## Start RECORDS SUPPLIED

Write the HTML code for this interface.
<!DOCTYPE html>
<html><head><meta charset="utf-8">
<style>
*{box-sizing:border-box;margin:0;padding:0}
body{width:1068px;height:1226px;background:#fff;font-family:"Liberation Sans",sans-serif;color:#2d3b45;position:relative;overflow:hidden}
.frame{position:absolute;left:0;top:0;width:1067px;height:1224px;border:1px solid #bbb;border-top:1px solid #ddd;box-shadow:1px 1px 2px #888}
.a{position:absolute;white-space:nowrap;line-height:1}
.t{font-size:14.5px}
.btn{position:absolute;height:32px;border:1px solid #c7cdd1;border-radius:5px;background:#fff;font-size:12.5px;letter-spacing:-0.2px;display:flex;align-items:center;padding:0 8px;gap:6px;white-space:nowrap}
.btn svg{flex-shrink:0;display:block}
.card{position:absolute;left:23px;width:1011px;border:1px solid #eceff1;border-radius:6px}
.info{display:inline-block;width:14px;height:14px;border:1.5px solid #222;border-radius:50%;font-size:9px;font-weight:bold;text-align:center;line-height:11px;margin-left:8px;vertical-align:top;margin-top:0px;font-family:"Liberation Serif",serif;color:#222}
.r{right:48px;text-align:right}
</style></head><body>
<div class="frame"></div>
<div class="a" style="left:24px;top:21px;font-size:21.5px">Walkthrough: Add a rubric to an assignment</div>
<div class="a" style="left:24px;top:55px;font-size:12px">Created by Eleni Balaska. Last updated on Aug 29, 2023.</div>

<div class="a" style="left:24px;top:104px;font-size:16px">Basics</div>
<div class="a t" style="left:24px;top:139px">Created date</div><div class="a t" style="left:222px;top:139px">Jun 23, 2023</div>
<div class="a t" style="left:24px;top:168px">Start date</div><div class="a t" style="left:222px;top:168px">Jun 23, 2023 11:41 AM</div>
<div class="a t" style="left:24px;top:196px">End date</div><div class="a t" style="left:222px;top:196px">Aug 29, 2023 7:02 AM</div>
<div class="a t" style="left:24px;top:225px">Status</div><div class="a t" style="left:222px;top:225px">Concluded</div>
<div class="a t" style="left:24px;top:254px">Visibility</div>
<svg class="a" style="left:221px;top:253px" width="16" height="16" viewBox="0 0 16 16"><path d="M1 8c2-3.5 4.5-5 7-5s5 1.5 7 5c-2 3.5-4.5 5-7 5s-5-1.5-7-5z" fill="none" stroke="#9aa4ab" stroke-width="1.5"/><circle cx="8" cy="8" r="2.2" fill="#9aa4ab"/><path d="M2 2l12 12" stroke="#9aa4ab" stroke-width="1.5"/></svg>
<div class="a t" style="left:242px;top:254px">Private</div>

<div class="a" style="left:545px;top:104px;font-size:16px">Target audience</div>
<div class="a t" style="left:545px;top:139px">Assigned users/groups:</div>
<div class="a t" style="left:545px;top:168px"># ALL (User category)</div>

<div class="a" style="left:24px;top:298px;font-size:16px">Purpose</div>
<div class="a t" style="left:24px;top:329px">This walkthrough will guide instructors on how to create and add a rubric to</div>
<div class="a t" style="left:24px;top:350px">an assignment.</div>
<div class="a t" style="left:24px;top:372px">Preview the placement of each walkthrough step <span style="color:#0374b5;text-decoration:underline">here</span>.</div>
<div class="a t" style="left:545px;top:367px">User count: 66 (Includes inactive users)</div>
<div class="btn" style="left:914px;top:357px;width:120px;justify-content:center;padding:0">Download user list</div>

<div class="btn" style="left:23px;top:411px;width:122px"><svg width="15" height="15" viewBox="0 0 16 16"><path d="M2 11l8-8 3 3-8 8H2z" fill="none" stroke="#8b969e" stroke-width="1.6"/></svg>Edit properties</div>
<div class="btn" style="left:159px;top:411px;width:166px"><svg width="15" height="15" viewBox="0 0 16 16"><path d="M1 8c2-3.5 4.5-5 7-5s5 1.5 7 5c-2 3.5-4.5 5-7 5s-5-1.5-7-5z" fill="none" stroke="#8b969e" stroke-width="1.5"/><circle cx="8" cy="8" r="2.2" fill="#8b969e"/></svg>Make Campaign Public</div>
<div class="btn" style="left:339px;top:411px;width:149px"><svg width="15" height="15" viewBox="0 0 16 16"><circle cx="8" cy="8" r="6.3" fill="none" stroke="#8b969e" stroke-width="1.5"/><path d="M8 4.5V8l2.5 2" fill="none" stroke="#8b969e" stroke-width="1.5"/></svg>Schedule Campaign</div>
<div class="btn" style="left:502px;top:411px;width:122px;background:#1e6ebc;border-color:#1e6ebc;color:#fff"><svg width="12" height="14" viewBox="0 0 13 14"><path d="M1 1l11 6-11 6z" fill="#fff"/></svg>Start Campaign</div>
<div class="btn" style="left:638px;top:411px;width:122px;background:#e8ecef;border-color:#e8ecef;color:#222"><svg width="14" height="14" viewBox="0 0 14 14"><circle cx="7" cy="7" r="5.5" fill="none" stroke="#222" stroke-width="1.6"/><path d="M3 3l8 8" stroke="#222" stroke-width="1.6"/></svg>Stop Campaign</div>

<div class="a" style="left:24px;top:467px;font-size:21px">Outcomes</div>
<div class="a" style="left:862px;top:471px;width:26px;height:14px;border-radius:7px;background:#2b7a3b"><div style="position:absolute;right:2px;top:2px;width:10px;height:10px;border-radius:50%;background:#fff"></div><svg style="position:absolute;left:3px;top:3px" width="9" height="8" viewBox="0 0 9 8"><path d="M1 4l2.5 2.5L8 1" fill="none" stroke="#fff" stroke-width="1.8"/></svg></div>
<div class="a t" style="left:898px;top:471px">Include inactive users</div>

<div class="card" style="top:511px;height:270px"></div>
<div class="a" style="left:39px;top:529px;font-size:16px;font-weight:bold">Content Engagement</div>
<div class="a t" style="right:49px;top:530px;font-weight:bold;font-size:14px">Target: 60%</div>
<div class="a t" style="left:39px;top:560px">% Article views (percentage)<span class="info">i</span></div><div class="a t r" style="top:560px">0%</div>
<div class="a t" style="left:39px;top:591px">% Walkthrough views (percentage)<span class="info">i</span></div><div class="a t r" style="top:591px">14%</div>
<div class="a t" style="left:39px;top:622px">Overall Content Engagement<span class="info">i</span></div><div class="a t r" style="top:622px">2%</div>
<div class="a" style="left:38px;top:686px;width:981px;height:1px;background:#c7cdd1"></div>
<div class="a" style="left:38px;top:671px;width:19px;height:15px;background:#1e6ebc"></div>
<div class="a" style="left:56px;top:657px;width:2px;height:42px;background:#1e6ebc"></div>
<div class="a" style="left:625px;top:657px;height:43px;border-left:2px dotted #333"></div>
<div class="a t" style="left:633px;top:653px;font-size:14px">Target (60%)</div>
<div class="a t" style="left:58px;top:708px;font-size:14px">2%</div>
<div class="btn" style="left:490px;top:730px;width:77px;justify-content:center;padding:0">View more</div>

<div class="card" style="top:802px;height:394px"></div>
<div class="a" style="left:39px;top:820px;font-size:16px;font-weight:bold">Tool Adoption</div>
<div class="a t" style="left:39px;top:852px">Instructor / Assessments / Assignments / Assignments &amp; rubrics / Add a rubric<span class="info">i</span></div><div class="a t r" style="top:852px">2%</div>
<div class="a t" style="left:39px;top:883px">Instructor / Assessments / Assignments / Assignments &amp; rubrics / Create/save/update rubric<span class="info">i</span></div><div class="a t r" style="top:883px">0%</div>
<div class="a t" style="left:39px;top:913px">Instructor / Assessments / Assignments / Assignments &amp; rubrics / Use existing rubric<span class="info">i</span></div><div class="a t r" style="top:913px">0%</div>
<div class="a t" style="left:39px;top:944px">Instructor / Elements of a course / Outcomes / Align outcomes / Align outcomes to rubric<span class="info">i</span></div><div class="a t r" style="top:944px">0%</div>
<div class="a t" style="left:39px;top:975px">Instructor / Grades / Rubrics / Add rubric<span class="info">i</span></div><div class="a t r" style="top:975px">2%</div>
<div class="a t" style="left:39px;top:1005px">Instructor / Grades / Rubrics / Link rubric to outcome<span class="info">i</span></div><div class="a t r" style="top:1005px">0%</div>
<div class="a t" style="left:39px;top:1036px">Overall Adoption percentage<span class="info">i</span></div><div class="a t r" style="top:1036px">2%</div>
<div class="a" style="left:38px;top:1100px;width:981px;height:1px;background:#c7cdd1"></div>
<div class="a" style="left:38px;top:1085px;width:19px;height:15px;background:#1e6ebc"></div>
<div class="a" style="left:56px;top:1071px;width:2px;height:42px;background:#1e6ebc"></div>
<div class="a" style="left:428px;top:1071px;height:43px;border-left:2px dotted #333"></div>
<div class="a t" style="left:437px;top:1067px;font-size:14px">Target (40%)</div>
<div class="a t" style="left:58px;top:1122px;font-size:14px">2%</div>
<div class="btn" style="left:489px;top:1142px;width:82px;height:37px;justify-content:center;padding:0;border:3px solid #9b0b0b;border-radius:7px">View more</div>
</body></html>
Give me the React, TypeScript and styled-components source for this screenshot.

## End RECORDS SUPPLIED

WRITTEN REQUEST: The lines from the start of the entries above through the line containing "Aug 29, 2023.</div>" are the ones to return, please; copy them exactly and include both ends.

EXERCISE RESULT:
Write the HTML code for this interface.
<!DOCTYPE html>
<html><head><meta charset="utf-8">
<style>
*{box-sizing:border-box;margin:0;padding:0}
body{width:1068px;height:1226px;background:#fff;font-family:"Liberation Sans",sans-serif;color:#2d3b45;position:relative;overflow:hidden}
.frame{position:absolute;left:0;top:0;width:1067px;height:1224px;border:1px solid #bbb;border-top:1px solid #ddd;box-shadow:1px 1px 2px #888}
.a{position:absolute;white-space:nowrap;line-height:1}
.t{font-size:14.5px}
.btn{position:absolute;height:32px;border:1px solid #c7cdd1;border-radius:5px;background:#fff;font-size:12.5px;letter-spacing:-0.2px;display:flex;align-items:center;padding:0 8px;gap:6px;white-space:nowrap}
.btn svg{flex-shrink:0;display:block}
.card{position:absolute;left:23px;width:1011px;border:1px solid #eceff1;border-radius:6px}
.info{display:inline-block;width:14px;height:14px;border:1.5px solid #222;border-radius:50%;font-size:9px;font-weight:bold;text-align:center;line-height:11px;margin-left:8px;vertical-align:top;margin-top:0px;font-family:"Liberation Serif",serif;color:#222}
.r{right:48px;text-align:right}
</style></head><body>
<div class="frame"></div>
<div class="a" style="left:24px;top:21px;font-size:21.5px">Walkthrough: Add a rubric to an assignment</div>
<div class="a" style="left:24px;top:55px;font-size:12px">Created by Eleni Balaska. Last updated on Aug 29, 2023.</div>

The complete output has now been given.